Feb. 10, 2002
Advanced Placement (AP) courses can save you time and money. They can also give you an edge in the applicant pools of highly selective colleges and universities.
The national AP program is administered by The College Board. Participating high schools have been approved to teach AP courses based on the academic quality of their college-preparatory or, as it is commonly known today, honors curricula. Some high schools offer only a few APs; others can offer a dozen or more.
AP courses are college-level courses, taught with college textbooks and exams, that can give you college credit in the form of advanced standing when you enter your freshman year. There is an end-of-course AP final on which you have to score a 3, 4, or 5 (depending on the college to which you are applying) in order to get college credit. Some colleges will recognize a grade of 3 as qualifying for credit. Most, though, require a 4 or 5.

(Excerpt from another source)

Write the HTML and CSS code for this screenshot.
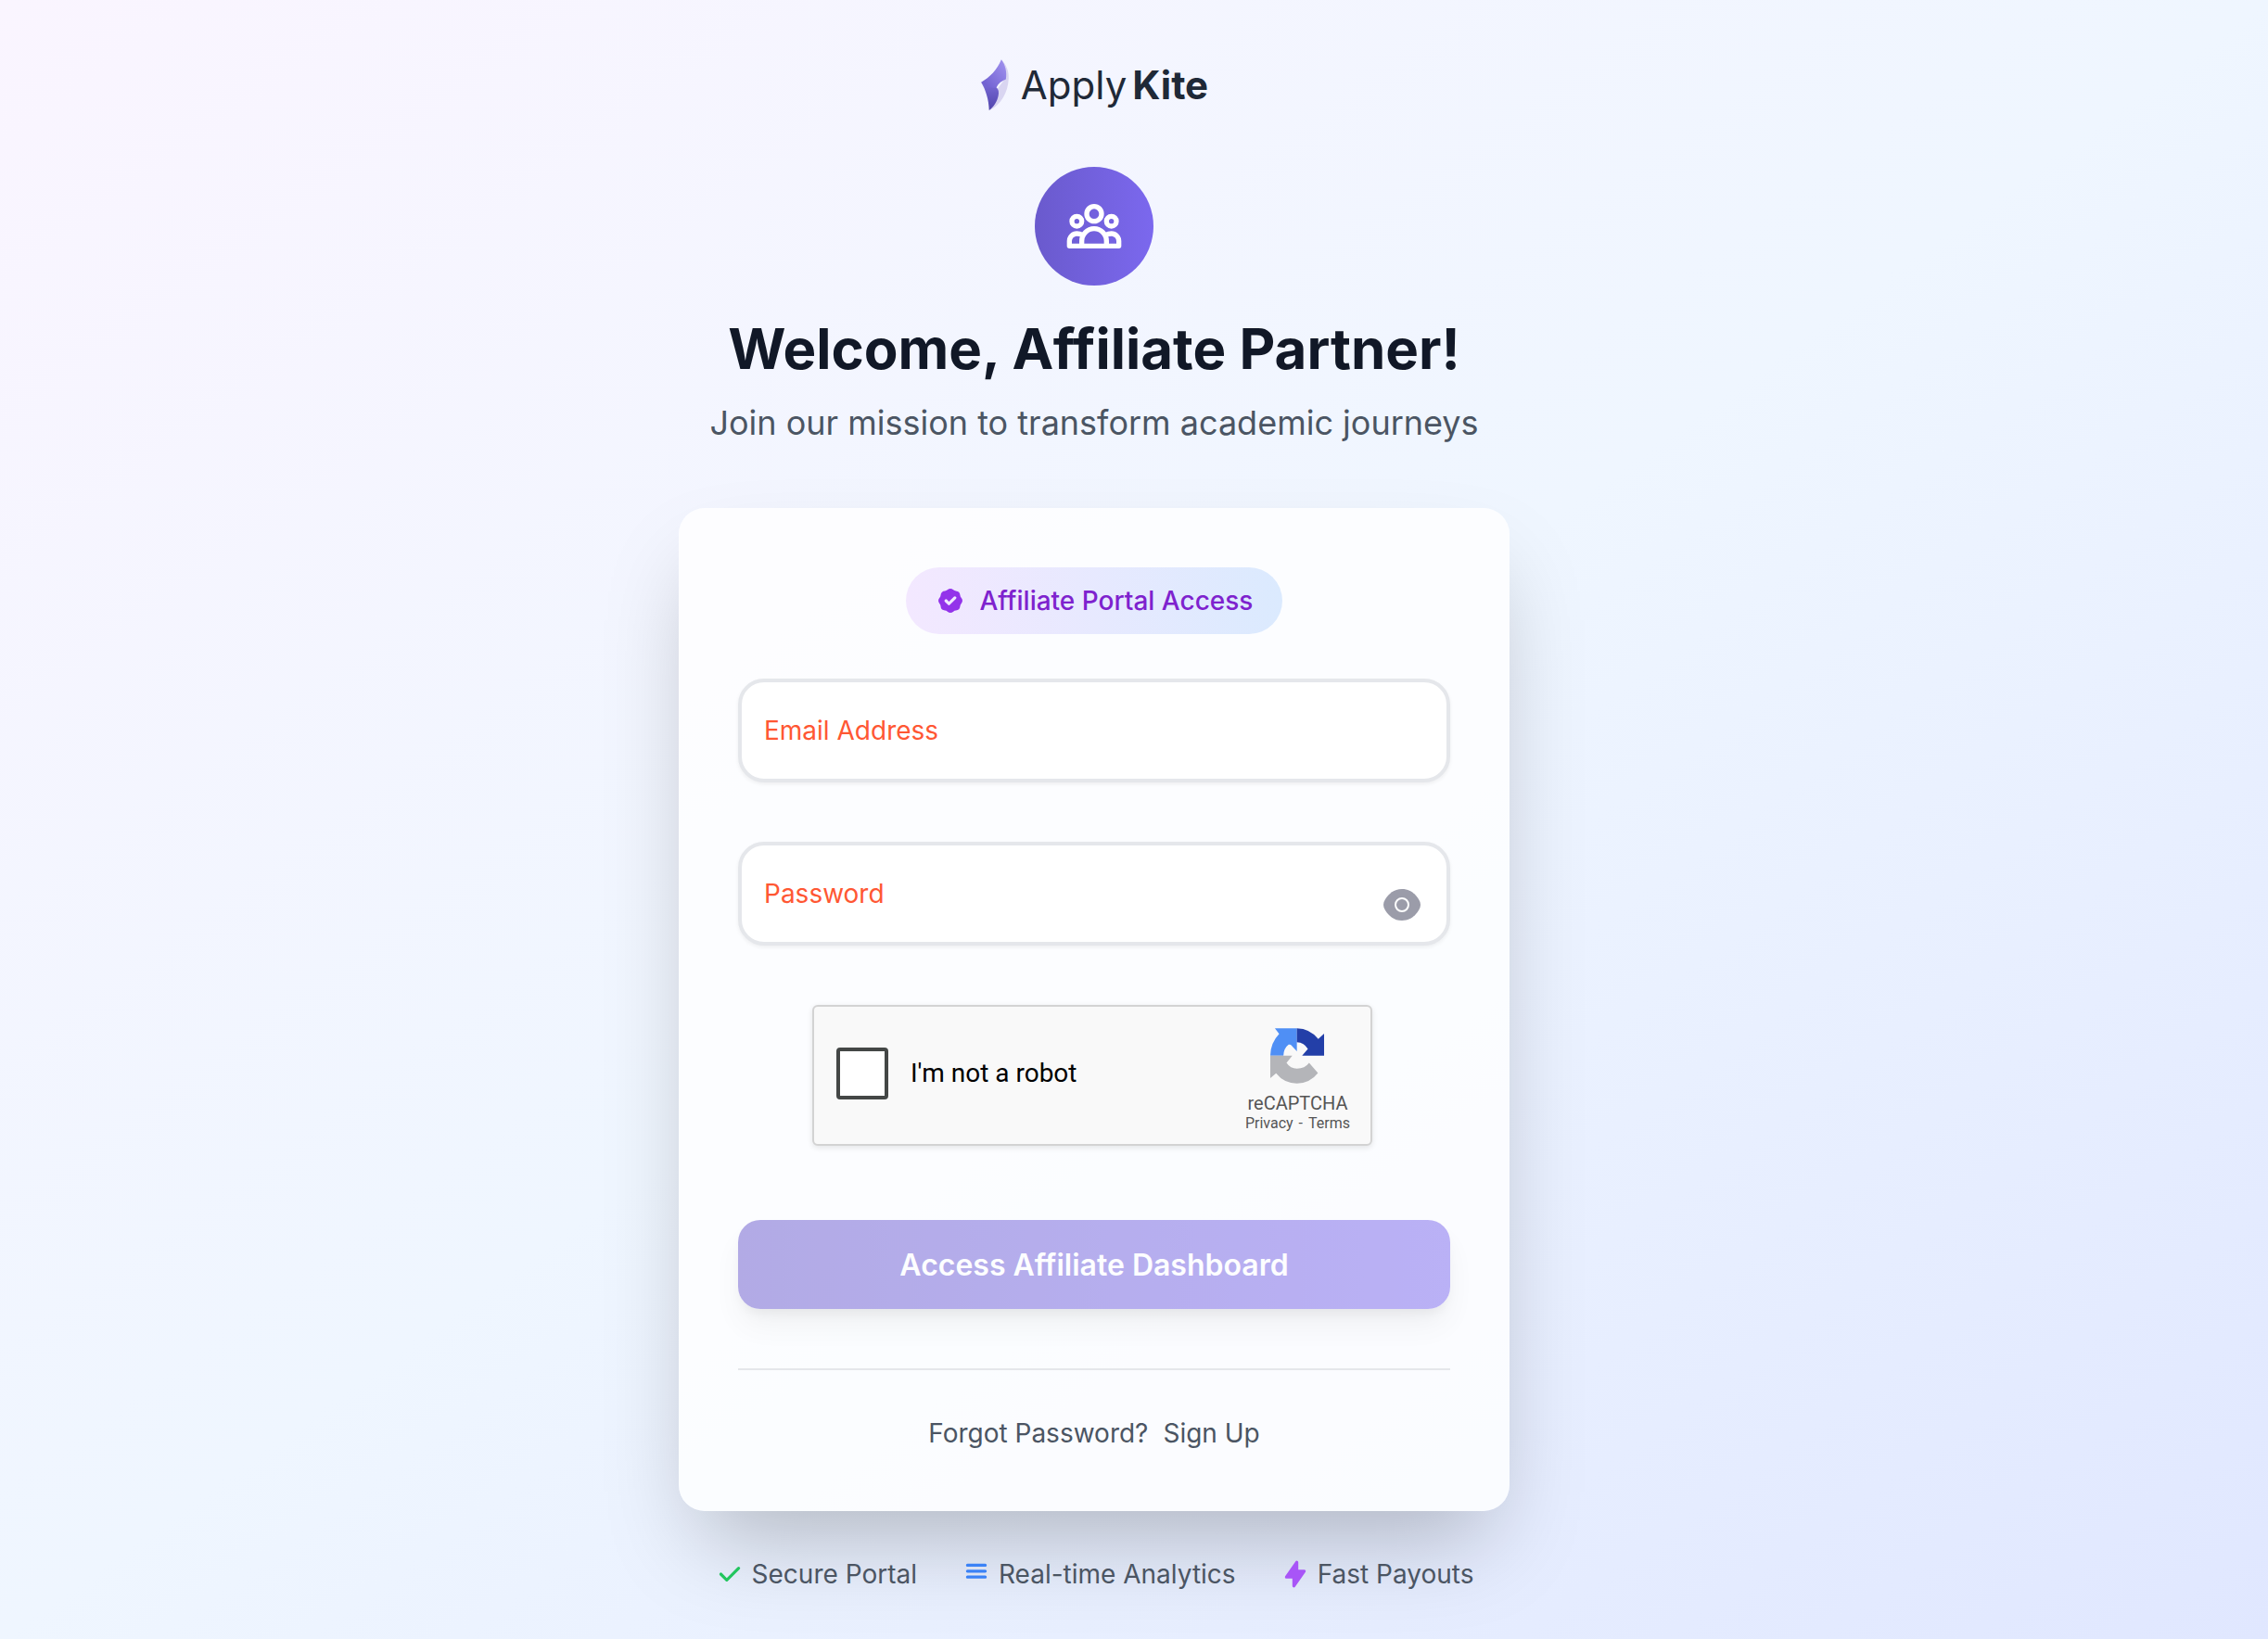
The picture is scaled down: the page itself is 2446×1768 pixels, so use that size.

AP college credit is a good buy. At this writing, an AP course can be taken for the price of registering for the final exam, which is less than $100. You'll find that price hard to beat when looking for a deal on college credit.
Another aspect provided by AP courses is a preview of college-level work. If you have any doubts about doing well in college, an AP course can confirm them or put your mind at ease. They're a lot of work and require much reading, writing, problem sets, and--for the science courses--lab time. They'll give you a real feeling of accomplishment, though, when you're done.
If you are taking AP courses specifically to reduce the amount of credits
you'll have to take once in college, or to have specific classes "waived"
during your freshman year, be aware that every college treats these classes
differently. Taking AP English does not necessarily get you out of taking
English 101 at a particular school. Not every college will promise an exact
equivalency between the AP course you take and a specific class necessary to
graduate--or even an elective, for that matter. Two things to remember:
First, at most colleges the faculty (not the admissions office) decide how
an AP course is treated in light of all credits needed to graduate. Ask the
college department that seems the most likely to review the AP course
(History, Math, etc.). Second, most colleges now have a common first-year
experience, many with a predetermined set of core courses all freshmen must
take. English 101 may not even exist anymore! How will your AP credits be
recognized within the common curriculum? Call and find out before you
assume that your credits will transfer over "one-for-one."
A reasonable schedule might be to take one AP in the sophomore year, two in the junior year, and two or three in the senior year. Most students aspiring to the very best colleges and universities graduate with five or more AP courses on their transcripts. Remember, to college admissions people, a B in an AP course is worth more than an A in a lesser course.